One of the weirdest ideas in Bay Area rationalist/adjacent circles is that you become someone like e.g. Elon Musk, hyper-productive and motivated, by introspecting a ton. In other words, Elon Musk was pricing out illicit Russian rocket parts while you were doing shadow work with LSD.
A lot of people who are still playing-to-win Game A (trying to become the next Elon Musk) are using Game B inductive psychotechnologies, thinking they will “step up their game” in Game A, unwittingly making their Game A gameplay harder to play. The examined life does not lead to unexamined play. BSD can openly play with this.
The promise of being more effective at discipline (which I believe a communal discipline does provide) could attract the Game A novelty junkies mistakenly hunting for a silver bullet so they can become more like Musk. Experiencing the wholesomeness that BSD hopes to engender hopefully will inspire them to play the new game.
The people who are already tasting the deliciousness of Game B need something different. They need the skill to actuate what the daemon is asking them to do. To do this they need to learn from the talent stack of those who are currently “crushing it” at Game A. This is why I focused so much on super practical goal stuff in yesterday’s entry.
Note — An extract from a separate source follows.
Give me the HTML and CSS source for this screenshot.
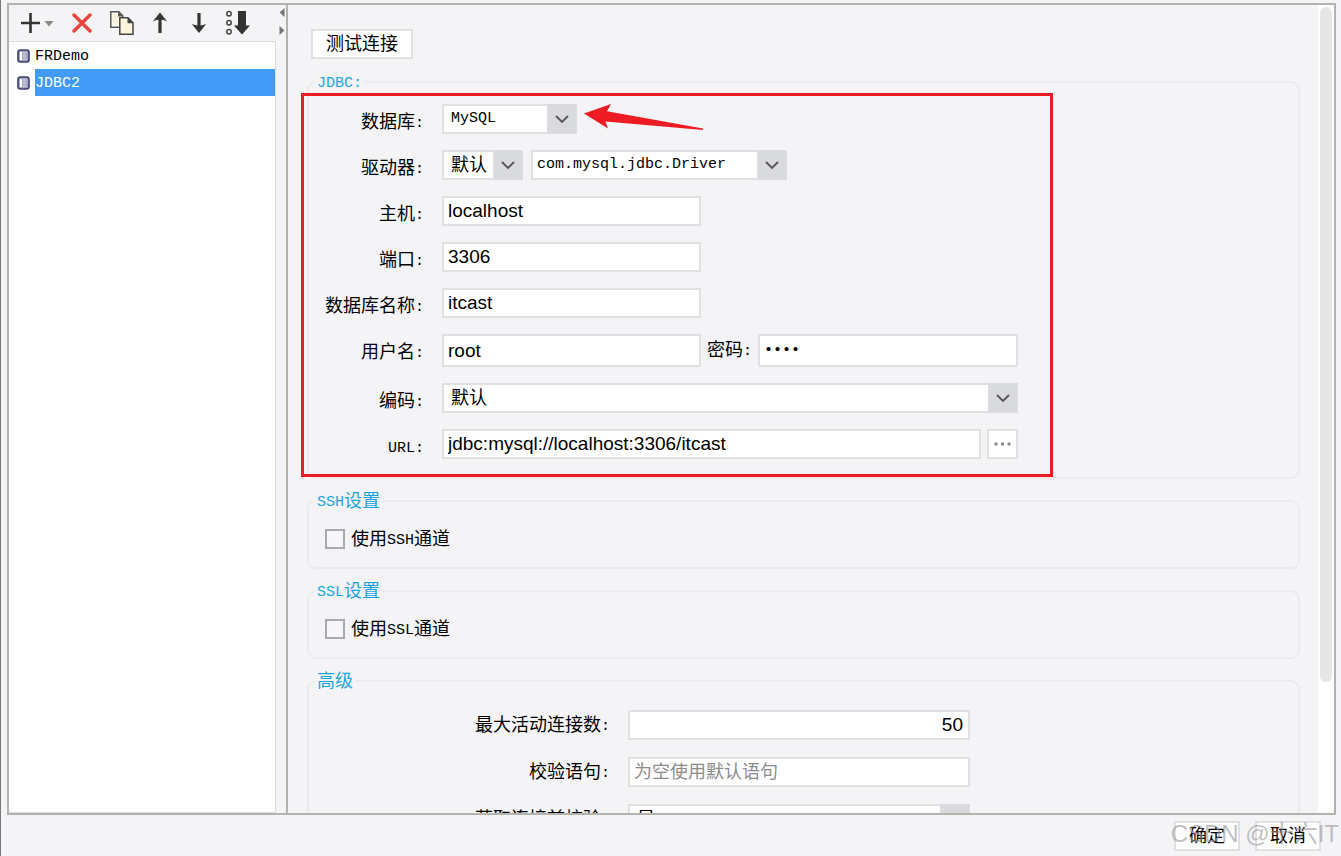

I sense the good people drawn to play Game B dismiss a lot of the practical wisdom that those playing Game A have. For example, managing time when acting as if the construct of time is real, aka time management, is a needed skill to have. Of course, knowing how to sink into a timeless state is also important. One will be untethered from consensus reality though, hence ineffective at playing Game In-Between, if they cannot switch back and be effective in a time-bounded ontology. This “ontological code-switching” is needed to play Game In-Between.
BSD is a game oriented toward discovering how we can be effective at this code-switching, so more of us can play towards creating the new game.